Many integrity checks in software work come down to one very simple question: is this exactly the same content as before?

That question appears more often than teams expect. A file was downloaded twice. A pasted config looks almost the same. A support artifact might have changed in transit. A teammate says nothing was modified, but the output no longer matches what the system consumed yesterday.

This is where hashes become useful.

What a hash helps you verify

A hash gives you a compact fingerprint of text or file content. If the content changes, the fingerprint changes too. That makes hashes useful when you want to:

  • compare two files quickly
  • confirm whether text changed accidentally
  • verify the integrity of a copied payload
  • check whether a generated artifact still matches an earlier version

A Hash Generator is a good fit for this kind of work because it lets you compare raw text or values locally in the browser without pushing them into another service just to calculate a checksum.

Integrity is not the same as secrecy

It helps to keep one distinction clear. Hashes are useful for integrity checks. They are not the same thing as encryption. If your main question is “did this change,” a hash is a strong tool. If your question is “can no one read this,” you need a different control.

That distinction matters because many developer workflows need integrity first. Before asking whether a value is secure, teams often need to answer whether they are still looking at the same value.

A common integrity workflow

Imagine a config export is sent from one team to another. It passes through chat, gets copied into a ticket, and finally ends up in a local test environment. Everyone assumes the content stayed intact, but the receiving team wants proof before it keeps debugging.

That is a perfect checksum moment.

Generate a hash for the original text. Generate a hash for the received text. If the hashes differ, something changed. If they match, the team can stop arguing about whether the value drifted and move on to the next possible cause.

That is a small example, but the same logic applies to API payloads, policy text, config blobs, generated output, and support artifacts.

Hashes reduce guesswork during handoff

One reason integrity problems are so frustrating is that they appear at collaboration boundaries:

  • one system exports
  • another system imports
  • a teammate reformats
  • someone copies through a document
  • a file gets renamed or reuploaded

At those boundaries, visual comparison is often unreliable. Large text blocks can look the same while still containing one important difference. Hashes remove much of that ambiguity.
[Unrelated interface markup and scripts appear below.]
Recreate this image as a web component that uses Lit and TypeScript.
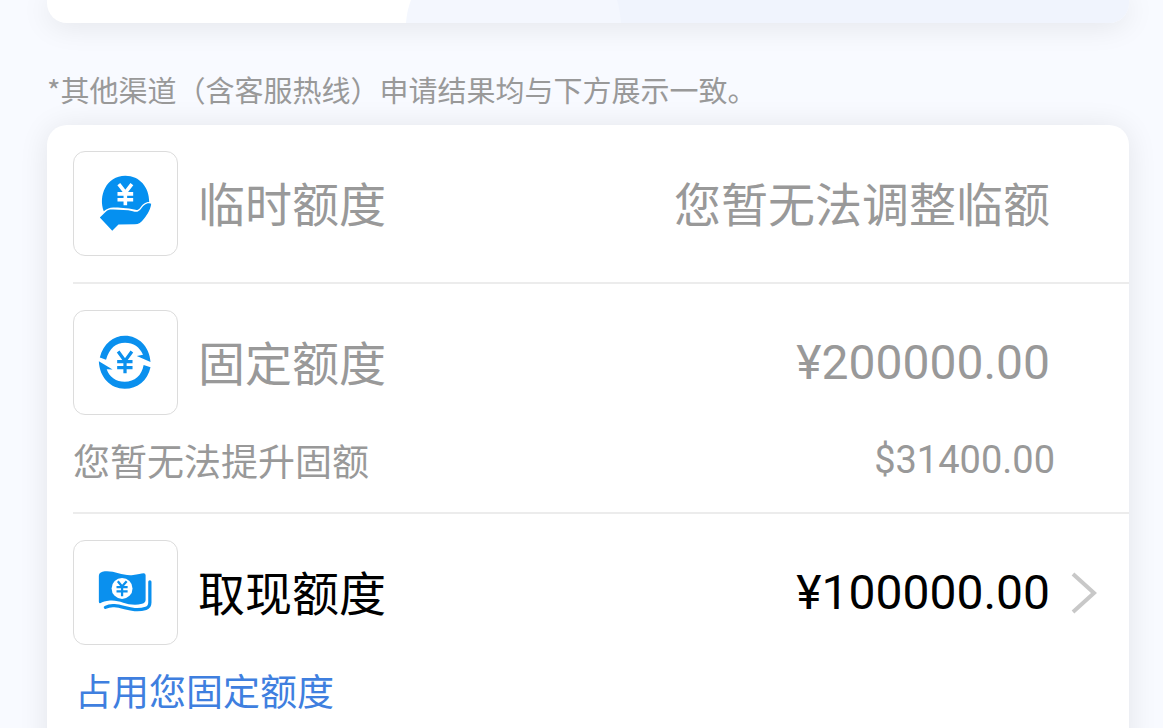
import { LitElement, html, css, svg, nothing } from "lit";
import { customElement, property } from "lit/decorators.js";

type IconName = "hand" | "cycle" | "cash";

interface Quota {
  icon: IconName;
  title: string;
  value: string;
  note?: string;
  noteValue?: string;
  active?: boolean;
}

const QUOTAS: Quota[] = [
  { icon: "hand", title: "临时额度", value: "您暂无法调整临额" },
  {
    icon: "cycle",
    title: "固定额度",
    value: "¥200000.00",
    note: "您暂无法提升固额",
    noteValue: "$31400.00",
  },
  {
    icon: "cash",
    title: "取现额度",
    value: "¥100000.00",
    note: "占用您固定额度",
    active: true,
  },
];

const ICONS = {
  // Coin resting on an open palm
  hand: svg`
    <path fill="#0590f0" d="M131 213 C114 168 138 105 197 105 C241 105 270 140 270 185 C257 185 250 193 242 203 C236 210 232 210 224 208 C205 203 175 203 160 202 C148 202 142 206 131 213 Z"/>
    <path fill="#0590f0" d="M119 232 L138 214 C144 208 151 207 160 208 C180 210 203 208 220 213 C232 217 238 214 244 207 C252 197 258 189 270 189 L276 190 C275 203 266 222 254 236 C245 247 238 253 226 253 L176 254 L157 273 Z"/>
    <path fill="none" stroke="#fff" stroke-width="11" d="M177 130 L197 156 L217 130 M197 153 V195 M173 160 H221 M173 178 H221"/>`,
  // Two arrows circling the currency sign
  cycle: svg`
    <path fill="#0a90ee" d="M119 174 C130 132 160 108 196 108 C237 108 271 140 274 188 L232 170 L251 166 C241 142 222 129 196 129 C169 129 148 145 138 181 Z"/>
    <path fill="#0a90ee" d="M274 204 C265 245 235 270 195 270 C152 270 118 236 116 186 L158 211 L140 210 C149 235 169 248 195 248 C226 248 247 229 253 197 Z"/>
    <path fill="none" stroke="#0a90ee" stroke-width="10" d="M175 156 L196 185 L217 156 M196 182 V222 M172 187 H219 M172 205 H219"/>`,
  // Waving banknote with a second one behind
  cash: svg`
    <path fill="#0a90ee" d="M116 139 Q116 129 127 126 C160 119 186 140 221 136 C235 135 246 132 253 131 Q259 131 259 137 V212 Q259 222 248 224 C207 235 184 211 150 214 C136 215 128 219 120 222 Q116 223 116 218 Z"/>
    <circle cx="187" cy="177" r="32" fill="#fff"/>
    <path fill="none" stroke="#0a90ee" stroke-width="7" d="M174 155 L187 171 L201 155 M187 170 V201 M170 173 H204 M170 186 H204"/>
    <path fill="none" stroke="#0a90ee" stroke-width="10" stroke-linecap="round" d="M272 157 V220 Q272 234 260 238 C222 250 195 232 164 230 C151 229 144 231 136 235"/>`,
};

@customElement("quota-row")
class QuotaRow extends LitElement {
  @property({ attribute: false }) quota!: Quota;

  static styles = css`
    :host {
      display: block;
      margin-left: 26px;
      color: #999;
    }
    :host(:not(:first-child)) {
      border-top: 2px solid #ececec;
    }
    .row {
      display: block;
      padding: 26px 0;
      color: inherit;
      text-decoration: none;
    }
    .main {
      display: grid;
      grid-template-columns: 105px 1fr auto 79px;
      align-items: center;
    }
    .tile {
      box-sizing: border-box;
      width: 105px;
      height: 105px;
      border: 1px solid #dcdcdc;
      border-radius: 12px;
      overflow: hidden;
    }
    .tile svg {
      display: block;
      width: 100%;
      height: 100%;
    }
    .title,
    .value {
      padding-bottom: 4px;
      font-size: 47px;
      line-height: 70px;
      white-space: nowrap;
    }
    .title {
      padding-left: 20px;
    }
    .money {
      padding-bottom: 0;
      font-family: Roboto, "Noto Sans CJK SC", sans-serif;
      font-size: 48px;
    }
    .row.active {
      color: #000;
    }
    .arrow {
      display: block;
      width: 26px;
      height: 44px;
      margin-left: 21px;
    }
    .sub {
      display: flex;
      justify-content: space-between;
      margin-top: 21px;
      padding: 0 74px 2px 0;
      font-size: 37px;
      line-height: 48px;
    }
    .active .sub {
      padding-left: 2px;
      color: #3f7fdf;
    }
    .sub .money {
      font-size: 38px;
    }
  `;

  render() {
    const q = this.quota;
    const money = /^[¥$]/.test(q.value) ? "money" : "";
    const body = html`
      <div class="main">
        <div class="tile">
          <svg viewBox="40 32 315 315" aria-hidden="true">${ICONS[q.icon]}</svg>
        </div>
        <span class="title">${q.title}</span>
        <span class="value ${money}">${q.value}</span>
        ${q.active
          ? html`<svg class="arrow" viewBox="0 0 26 44" aria-hidden="true">
              <path d="M2 3 L23 22 L2 41" fill="none" stroke="#c8c8c8" stroke-width="4" />
            </svg>`
          : nothing}
      </div>
      ${q.note
        ? html`<div class="sub">
            <span>${q.note}</span>
            ${q.noteValue ? html`<span class="money">${q.noteValue}</span>` : nothing}
          </div>`
        : nothing}
    `;
    return q.active
      ? html`<a class="row active" href="#cash">${body}</a>`
      : html`<div class="row">${body}</div>`;
  }
}

@customElement("app-root")
class AppRoot extends LitElement {
  static styles = css`
    :host {
      display: block;
      box-sizing: border-box;
      height: 100vh;
      overflow: hidden;
      padding: 0 34px 0 47px;
      background: #f8faff;
      font-family: "Noto Sans CJK SC", sans-serif;
    }
    .banner {
      overflow: hidden;
      border-radius: 0 0 20px 20px;
      background: #fff;
      box-shadow: 0 2px 30px rgba(0, 0, 0, 0.1);
    }
    .banner svg {
      display: block;
      width: 100%;
      height: 23px;
    }
    .hint {
      margin: 0;
      padding: 44px 0 14px;
      color: #999;
      font-size: 29px;
      line-height: 44px;
    }
    .card {
      padding-bottom: 20px;
      border-radius: 20px;
      background: #fff;
      box-shadow: 0 2px 30px rgba(0, 0, 0, 0.09);
    }
  `;

  render() {
    return html`
      <div class="banner">
        <svg viewBox="0 0 1082 23" preserveAspectRatio="none" aria-hidden="true">
          <path d="M364 0 H1082 V23 H359 Q360 10 364 0 Z" fill="#f4f7fe" />
          <path d="M570 0 H1082 V23 H574 Q573 10 570 0 Z" fill="#f0f4fd" />
        </svg>
      </div>
      <p class="hint">*其他渠道（含客服热线）申请结果均与下方展示一致。</p>
      <main class="card">
        ${QUOTAS.map((q) => html`<quota-row .quota=${q}></quota-row>`)}
      </main>
    `;
  }
}
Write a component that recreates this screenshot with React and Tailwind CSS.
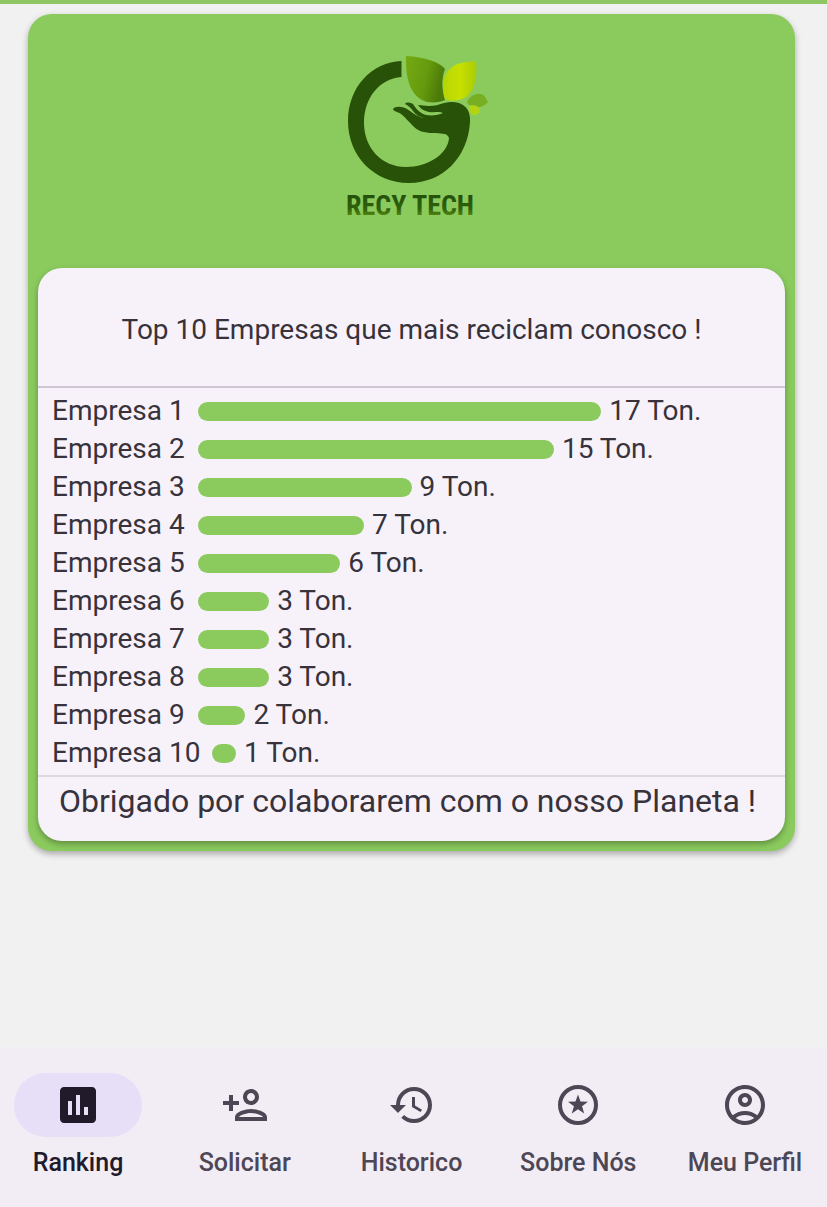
import {
  MdInsertChart,
  MdOutlinePersonAdd,
  MdHistory,
  MdOutlineAccountCircle,
} from "react-icons/md";

const companies = [
  { name: "Empresa 1", tons: 17 },
  { name: "Empresa 2", tons: 15 },
  { name: "Empresa 3", tons: 9 },
  { name: "Empresa 4", tons: 7 },
  { name: "Empresa 5", tons: 6 },
  { name: "Empresa 6", tons: 3 },
  { name: "Empresa 7", tons: 3 },
  { name: "Empresa 8", tons: 3 },
  { name: "Empresa 9", tons: 2 },
  { name: "Empresa 10", tons: 1 },
];

function StarCircle({ className }) {
  return (
    <svg viewBox="0 0 24 24" className={className} fill="currentColor" aria-hidden="true">
      <circle cx="12" cy="12" r="9" fill="none" stroke="currentColor" strokeWidth="2" />
      <path d="M12 6.700L13.250 10.250L17 10.350L14.020 12.650L15.100 16.300L12 14.120L8.900 16.300L9.980 12.650L7 10.350L10.750 10.250Z" />
    </svg>
  );
}

const tabs = [
  { label: "Ranking", href: "#ranking", Icon: MdInsertChart, active: true },
  { label: "Solicitar", href: "#solicitar", Icon: MdOutlinePersonAdd },
  { label: "Historico", href: "#historico", Icon: MdHistory },
  { label: "Sobre Nós", href: "#sobre", Icon: StarCircle },
  { label: "Meu Perfil", href: "#perfil", Icon: MdOutlineAccountCircle },
];

function Logo() {
  return (
    <svg viewBox="-8 0 180 200" className="h-[200px] w-[180px]" role="img" aria-label="Recy Tech">
      <defs>
        <linearGradient id="leafDark" x1="0" y1="0" x2="1" y2="0.3">
          <stop offset="0" stopColor="#74ab12" />
          <stop offset="0.6" stopColor="#659a0e" />
          <stop offset="1" stopColor="#4c7a08" />
        </linearGradient>
        <linearGradient id="leafLight" x1="0" y1="0" x2="1" y2="0">
          <stop offset="0" stopColor="#b4d605" />
          <stop offset="0.5" stopColor="#c9e000" />
          <stop offset="1" stopColor="#a9cc05" />
        </linearGradient>
        <linearGradient id="word" x1="0" y1="0" x2="0" y2="1">
          <stop offset="0.2" stopColor="#24520a" />
          <stop offset="0.6" stopColor="#2f610b" />
          <stop offset="1" stopColor="#7aa814" />
        </linearGradient>
      </defs>
      <path
        d="M71.500 21C42 22 18 47 18 81C18 116 44 143 79 143C113 143 138 117 140 82C141 69 134 62 121 62C113 62 109 66 99 66C95 66 92 65 88 65C91 69 94 71 99 72C105 73 109 71 113 73C109 75 102 76 96 75C90 73 86 69 83 64C79 62 76 62 75 64C79 66 81 68 83 71C86 75 90 77 94 78C87 77 82 72 77 69C72 66 65 66 63 69C64 72 67 71 71 74C75 77 79 82 83 86C88 91 94 93 103 93C110 94 117 92 119 98C118 114 98 127 76 127C52 127 34 108 34 83C34 58 49 39 71.500 37Z"
        fill="#285207"
      />
      <path d="M76 16C94 17 110 22 115 29C111 39 112 50 115 60C111 62 104 63 97 62C83 58 75 43 76 16Z" fill="url(#leafDark)" />
      <path d="M146 21C148 38 144 55 132 59C126 61 119 61 115 59C111 45 113 34 122 27C129 22 137 22 146 21Z" fill="url(#leafLight)" />
      <path d="M137 62C140 55 148 52 153 55C156 57 157 61 158 62C154 67 146 69 141 66C139 65 138 64 137 62Z" fill="#78ae22" />
      <path d="M139 66C144 64 150 66 150 71C149 74 146 75 142 75C140 72 138 69 139 66Z" fill="#b3d414" />
      <text
        x="80"
        y="175"
        textAnchor="middle"
        fill="url(#word)"
        className="font-['Liberation_Sans_Narrow','Roboto_Condensed','DejaVu_Sans_Condensed',sans-serif] text-[28px] font-bold"
      >
        RECY TECH
      </text>
    </svg>
  );
}

function RankingRow({ name, tons }) {
  return (
    <li className="flex items-center text-[28px] leading-[38px] whitespace-nowrap">
      <span className="min-w-[134px]">{name}</span>
      <span
        className="mr-2 ml-3 h-[19px] shrink-0 rounded-full bg-[#8bcb5e]"
        style={{ width: `${tons * 3.3}%` }}
      />
      <span>{tons} Ton.</span>
    </li>
  );
}

export default function App() {
  return (
    <div className="flex min-h-screen flex-col bg-[#f1f1f1] font-[Roboto,sans-serif] text-[#37323b]">
      <header className="h-1 bg-[#8dc663]" />
      <main className="grow pt-[10px] pr-8 pb-8 pl-7">
        <section className="rounded-3xl bg-[#8bcb5e] px-[10px] pb-[10px] shadow-[0_3px_6px_rgba(0,0,0,0.3)]">
          <div className="flex justify-center pt-[26px] pb-7">
            <Logo />
          </div>
          <div className="overflow-hidden rounded-3xl bg-[#f7f2f9] shadow-[0_3px_6px_rgba(0,0,0,0.3)]">
            <h1 className="border-b-2 border-[#cfc5d3] pt-11 pb-[38px] text-center text-[28px] leading-9">
              Top 10 Empresas que mais reciclam conosco !
            </h1>
            <ol className="px-[14px] pt-1 pb-[3px]">
              {companies.map((company) => (
                <RankingRow key={company.name} {...company} />
              ))}
            </ol>
            <p className="border-t-2 border-[#dcd6df] pt-1 pr-2 pb-5 text-center text-[32px] leading-10">
              Obrigado por colaborarem com o nosso Planeta !
            </p>
          </div>
        </section>
      </main>
      <nav className="flex justify-between bg-[#f2ecf5] pt-[26px] pr-[18px] pb-7 pl-[14px]">
        {tabs.map(({ label, href, Icon, active }) => (
          <a
            key={label}
            href={href}
            aria-current={active ? "page" : undefined}
            className={`flex w-32 flex-col items-center gap-[10px] text-[25px] leading-8 font-medium whitespace-nowrap ${
              active ? "text-[#211a2b]" : "text-[#4d4654]"
            }`}
          >
            <span className={`flex h-16 w-full items-center justify-center rounded-full ${active ? "bg-[#e7def8]" : ""}`}>
              <Icon className="size-12" />
            </span>
            {label}
          </a>
        ))}
      </nav>
    </div>
  );
}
When hashes are most helpful

They tend to help most in repeatable workflows such as:

  • confirming release artifacts
  • comparing generated reports
  • checking copied JSON or XML
  • validating signed-off text
  • proving a support reproduction sample is unchanged

This is especially useful when the team needs a quick integrity check without building a full audit system around the task.

MD5, SHA-256, and practical expectations

For everyday integrity comparison, the key point is not becoming a cryptography specialist. It is choosing a reasonable algorithm and using it consistently in the workflow.

In many developer contexts, SHA-256 is a clear default because it is widely understood and avoids the baggage of older algorithms that should not be trusted for stronger security use cases.

The operational win is not in memorizing algorithm trivia. It is in making comparison habits more reliable.

Why local hashing is a good fit for sensitive content

Teams often need to check the integrity of content that they would rather not upload to another website. That could be a config, a draft policy, an internal token payload, or an artifact copied out of a support environment.

That is why browser-based local processing is valuable here. A Hash Generator lets you perform the check while keeping the content on your machine.

The privacy angle matters because integrity work often happens around the same data that teams are already trying to handle more carefully.

The real value is faster certainty

A hash does not solve every investigation, but it solves one part very well: whether the content changed.

That is a surprisingly high-value question. Once a team can answer it quickly, many confusing conversations disappear. You stop debating whether two blobs are “probably the same” and start working with evidence instead.

And in day-to-day developer work, faster certainty is often more useful than deeper theory.